Schroders' Chief Economist Keith Wade
“For what was meant to be a simple economic statement, the Chancellor turned much of the first Spring Statement into a political opportunity to have a dig at Labour with barbs about red books and oncoming trains.
“Certainly he did have an opportunity to unveil stronger growth for this year alongside a forecast of UK inflation falling back to target by the end of the year. Government borrowing has returned to surplus, excluding investment, and debt is set to peak. All good news.
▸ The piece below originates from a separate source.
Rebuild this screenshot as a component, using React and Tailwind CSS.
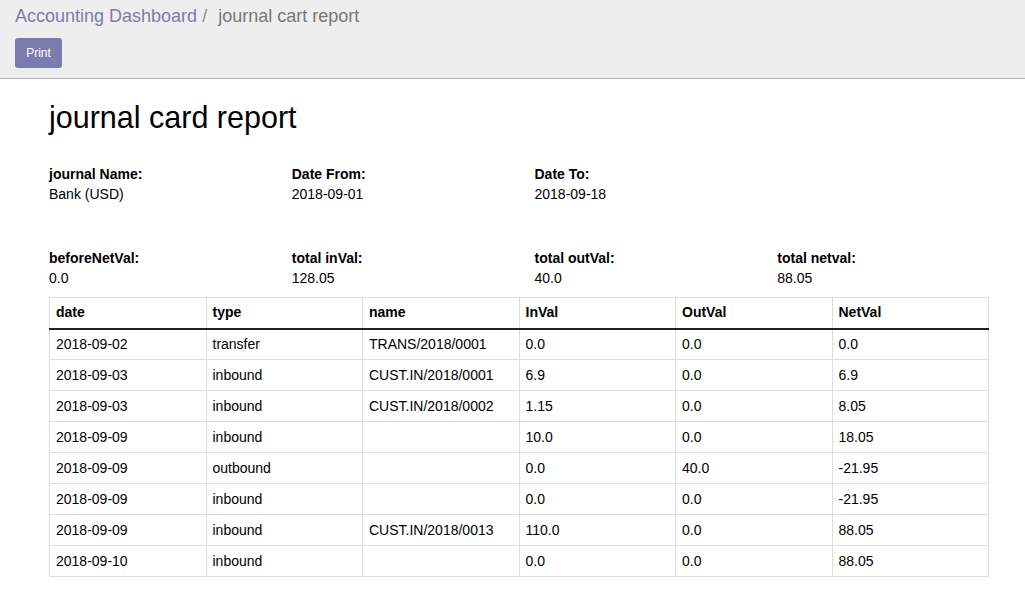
import React from 'react';

const rows = [
  ['2018-09-02', 'transfer', 'TRANS/2018/0001', '0.0', '0.0', '0.0'],
  ['2018-09-03', 'inbound', 'CUST.IN/2018/0001', '6.9', '0.0', '6.9'],
  ['2018-09-03', 'inbound', 'CUST.IN/2018/0002', '1.15', '0.0', '8.05'],
  ['2018-09-09', 'inbound', '', '10.0', '0.0', '18.05'],
  ['2018-09-09', 'outbound', '', '0.0', '40.0', '-21.95'],
  ['2018-09-09', 'inbound', '', '0.0', '0.0', '-21.95'],
  ['2018-09-09', 'inbound', 'CUST.IN/2018/0013', '110.0', '0.0', '88.05'],
  ['2018-09-10', 'inbound', '', '0.0', '0.0', '88.05'],
];

const headers = ['date', 'type', 'name', 'InVal', 'OutVal', 'NetVal'];

const Field = ({ label, value }) => (
  <div className="flex flex-col">
    <span className="font-bold leading-[20px]">{label}</span>
    <span className="leading-[21px]">{value}</span>
  </div>
);

const App = () => {
  return (
    <div className="min-h-[610px] bg-white font-['Liberation_Sans',Arial,sans-serif] text-[14px] text-black">
      <div className="h-[79px] border-b border-[#b5b5b5] bg-[#efeeef] px-[15px] pt-[4px]">
        <div className="text-[18px] leading-[24px]">
          <span className="text-[#7c7bad]">Accounting Dashboard</span>
          <span className="ml-[5px] text-[#8a8a8a]">/</span>
          <span className="ml-[11px] text-[#777777]">journal cart report</span>
        </div>
        <button className="mt-[10px] h-[30px] w-[47px] rounded-[3px] bg-[#7c7bad] text-[12px] text-white">
          Print
        </button>
      </div>

      <div className="ml-[49px] w-[940px]">
        <h1 className="mt-[20px] text-[30.5px] leading-[36px]">journal card report</h1>

        <div className="mt-[29px] grid w-[971px] grid-cols-4">
          <Field label="journal Name:" value="Bank (USD)" />
          <Field label="Date From:" value="2018-09-01" />
          <Field label="Date To:" value="2018-09-18" />
          <div />
        </div>

        <div className="mt-[43px] grid w-[971px] grid-cols-4">
          <Field label="beforeNetVal:" value="0.0" />
          <Field label="total inVal:" value="128.05" />
          <Field label="total outVal:" value="40.0" />
          <Field label="total netval:" value="88.05" />
        </div>

        <table className="mt-[8px] w-full table-fixed border-collapse border border-[#dddddd]">
          <thead>
            <tr>
              {headers.map((h) => (
                <th
                  key={h}
                  className="h-[31px] border border-b-2 border-[#dddddd] border-b-[#222222] px-[6px] text-left font-bold"
                >
                  {h}
                </th>
              ))}
            </tr>
          </thead>
          <tbody>
            {rows.map((r, i) => (
              <tr key={i}>
                {r.map((c, j) => (
                  <td key={j} className="h-[31px] border border-[#dddddd] px-[6px]">
                    {c}
                  </td>
                ))}
              </tr>
            ))}
          </tbody>
        </table>
      </div>
    </div>
  );
};

export default App;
“However, much of this was anticipated and it is still fairly cautious with only a modest upward revision to growth of 0.1% to 1.5% this year. We should not be surprised: it’s too early in the political cycle for anything more bullish and the Chancellor himself said that forecasts are there to be beaten.
“No mention though of the UK being the weakest economy in the G7 at a time when the rest of the world is booming. We welcome the initiatives on housing and training, areas key to getting productivity back on track and boosting long-run growth.”